**TO BE DONE**: Set the listing down again in full, word for word, with the pictures left out.

**PROVIDED MATERIAL**:
┄┄┄┄┄┄┄┄┄┄

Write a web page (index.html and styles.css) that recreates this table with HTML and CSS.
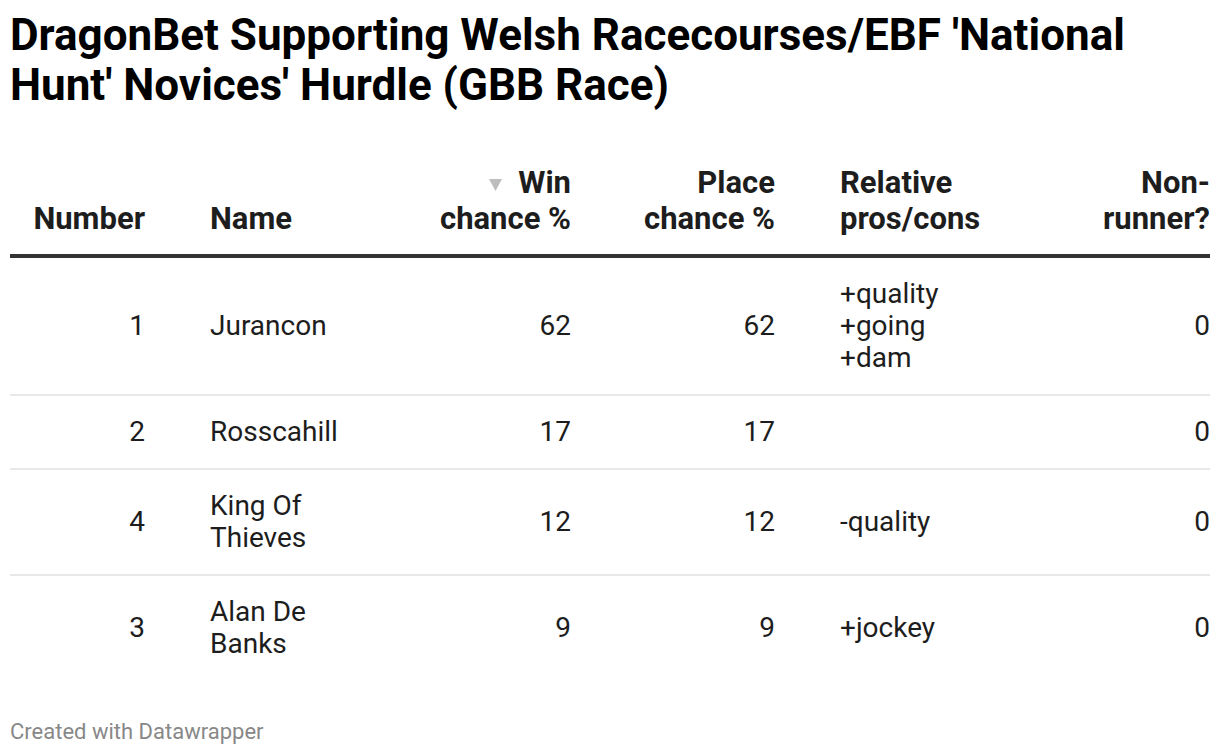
FILE: index.html
```html
<!DOCTYPE html>
<html lang="en">
<head>
<meta charset="utf-8">
<title>DragonBet table</title>
<link rel="stylesheet" href="styles.css">
</head>
<body>
<div class="chart">
  <h1 class="title">DragonBet Supporting Welsh Racecourses/EBF 'National Hunt' Novices' Hurdle (GBB Race)</h1>
  <table class="tbl">
    <colgroup>
      <col class="c1"><col class="c2"><col class="c3"><col class="c4"><col class="c5"><col class="c6">
    </colgroup>
    <thead>
      <tr>
        <th class="num">Number</th>
        <th class="txt pl65">Name</th>
        <th class="num pl60"><svg class="sort" width="13" height="12" viewBox="0 0 13 12" aria-hidden="true"><polygon points="0,0 13,0 6.5,12" fill="#bdbdbd"/></svg>Win chance %</th>
        <th class="num pl60">Place chance %</th>
        <th class="txt pl65">Relative pros/cons</th>
        <th class="num pl90">Non-runner?</th>
      </tr>
    </thead>
    <tbody>
      <tr>
        <td class="num">1</td>
        <td class="txt pl65">Jurancon</td>
        <td class="num pl60">62</td>
        <td class="num pl60">62</td>
        <td class="txt pl65">+quality<br>+going<br>+dam</td>
        <td class="num pl90">0</td>
      </tr>
      <tr>
        <td class="num">2</td>
        <td class="txt pl65">Rosscahill</td>
        <td class="num pl60">17</td>
        <td class="num pl60">17</td>
        <td class="txt pl65"></td>
        <td class="num pl90">0</td>
      </tr>
      <tr>
        <td class="num">4</td>
        <td class="txt pl65">King Of Thieves</td>
        <td class="num pl60">12</td>
        <td class="num pl60">12</td>
        <td class="txt pl65">-quality</td>
        <td class="num pl90">0</td>
      </tr>
      <tr>
        <td class="num">3</td>
        <td class="txt pl65">Alan De Banks</td>
        <td class="num pl60">9</td>
        <td class="num pl60">9</td>
        <td class="txt pl65">+jockey</td>
        <td class="num pl90">0</td>
      </tr>
    </tbody>
  </table>
  <div class="footer">Created with Datawrapper</div>
</div>
</body>
</html>
```
FILE: styles.css
```css
html, body {
  margin: 0;
  padding: 0;
  background: #fff;
}
body {
  font-family: Roboto, "Liberation Sans", Arial, sans-serif;
  color: #1d1d1d;
}
.chart {
  padding: 10px 10px 0 10px;
  width: 1200px;
}
.title {
  margin: 0;
  font-size: 44px;
  line-height: 50px;
  font-weight: 700;
  color: #000;
}
.tbl {
  margin-top: 55px;
  width: 1200px;
  border-collapse: collapse;
  table-layout: fixed;
}
.c1 { width: 135px; }
.c2 { width: 215px; }
.c3 { width: 211px; }
.c4 { width: 204px; }
.c5 { width: 215px; }
.c6 { width: 220px; }
.tbl th {
  font-size: 31px;
  line-height: 36px;
  font-weight: 700;
  color: #1d1d1d;
  vertical-align: bottom;
  padding: 0 0 17px 0;
  border-bottom: 4px solid #333;
}
.tbl td {
  font-size: 28px;
  line-height: 32px;
  font-weight: 400;
  color: #1d1d1d;
  vertical-align: middle;
  padding: 20px 0;
  border-bottom: 2px solid #e8e8e8;
}
.tbl tbody tr:last-child td {
  border-bottom: none;
}
.num { text-align: right; }
.txt { text-align: left; }
.tbl .pl60 { padding-left: 60px; }
.tbl .pl65 { padding-left: 65px; }
.tbl .pl90 { padding-left: 90px; }
.sort {
  display: inline-block;
  vertical-align: 2px;
  margin-right: 16px;
}
.footer {
  margin-top: 40px;
  font-size: 22px;
  line-height: 24px;
  color: #888;
}
```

┄┄┄┄┄┄┄┄┄┄

**COMPLETED EXERCISE**:
Write a web page (index.html and styles.css) that recreates this table with HTML and CSS.
FILE: index.html
```html
<!DOCTYPE html>
<html lang="en">
<head>
<meta charset="utf-8">
<title>DragonBet table</title>
<link rel="stylesheet" href="styles.css">
</head>
<body>
<div class="chart">
  <h1 class="title">DragonBet Supporting Welsh Racecourses/EBF 'National Hunt' Novices' Hurdle (GBB Race)</h1>
  <table class="tbl">
    <colgroup>
      <col class="c1"><col class="c2"><col class="c3"><col class="c4"><col class="c5"><col class="c6">
    </colgroup>
    <thead>
      <tr>
        <th class="num">Number</th>
        <th class="txt pl65">Name</th>
        <th class="num pl60"><svg class="sort" width="13" height="12" viewBox="0 0 13 12" aria-hidden="true"><polygon points="0,0 13,0 6.5,12" fill="#bdbdbd"/></svg>Win chance %</th>
        <th class="num pl60">Place chance %</th>
        <th class="txt pl65">Relative pros/cons</th>
        <th class="num pl90">Non-runner?</th>
      </tr>
    </thead>
    <tbody>
      <tr>
        <td class="num">1</td>
        <td class="txt pl65">Jurancon</td>
        <td class="num pl60">62</td>
        <td class="num pl60">62</td>
        <td class="txt pl65">+quality<br>+going<br>+dam</td>
        <td class="num pl90">0</td>
      </tr>
      <tr>
        <td class="num">2</td>
        <td class="txt pl65">Rosscahill</td>
        <td class="num pl60">17</td>
        <td class="num pl60">17</td>
        <td class="txt pl65"></td>
        <td class="num pl90">0</td>
      </tr>
      <tr>
        <td class="num">4</td>
        <td class="txt pl65">King Of Thieves</td>
        <td class="num pl60">12</td>
        <td class="num pl60">12</td>
        <td class="txt pl65">-quality</td>
        <td class="num pl90">0</td>
      </tr>
      <tr>
        <td class="num">3</td>
        <td class="txt pl65">Alan De Banks</td>
        <td class="num pl60">9</td>
        <td class="num pl60">9</td>
        <td class="txt pl65">+jockey</td>
        <td class="num pl90">0</td>
      </tr>
    </tbody>
  </table>
  <div class="footer">Created with Datawrapper</div>
</div>
</body>
</html>
```
FILE: styles.css
```css
html, body {
  margin: 0;
  padding: 0;
  background: #fff;
}
body {
  font-family: Roboto, "Liberation Sans", Arial, sans-serif;
  color: #1d1d1d;
}
.chart {
  padding: 10px 10px 0 10px;
  width: 1200px;
}
.title {
  margin: 0;
  font-size: 44px;
  line-height: 50px;
  font-weight: 700;
  color: #000;
}
.tbl {
  margin-top: 55px;
  width: 1200px;
  border-collapse: collapse;
  table-layout: fixed;
}
.c1 { width: 135px; }
.c2 { width: 215px; }
.c3 { width: 211px; }
.c4 { width: 204px; }
.c5 { width: 215px; }
.c6 { width: 220px; }
.tbl th {
  font-size: 31px;
  line-height: 36px;
  font-weight: 700;
  color: #1d1d1d;
  vertical-align: bottom;
  padding: 0 0 17px 0;
  border-bottom: 4px solid #333;
}
.tbl td {
  font-size: 28px;
  line-height: 32px;
  font-weight: 400;
  color: #1d1d1d;
  vertical-align: middle;
  padding: 20px 0;
  border-bottom: 2px solid #e8e8e8;
}
.tbl tbody tr:last-child td {
  border-bottom: none;
}
.num { text-align: right; }
.txt { text-align: left; }
.tbl .pl60 { padding-left: 60px; }
.tbl .pl65 { padding-left: 65px; }
.tbl .pl90 { padding-left: 90px; }
.sort {
  display: inline-block;
  vertical-align: 2px;
  margin-right: 16px;
}
.footer {
  margin-top: 40px;
  font-size: 22px;
  line-height: 24px;
  color: #888;
}
```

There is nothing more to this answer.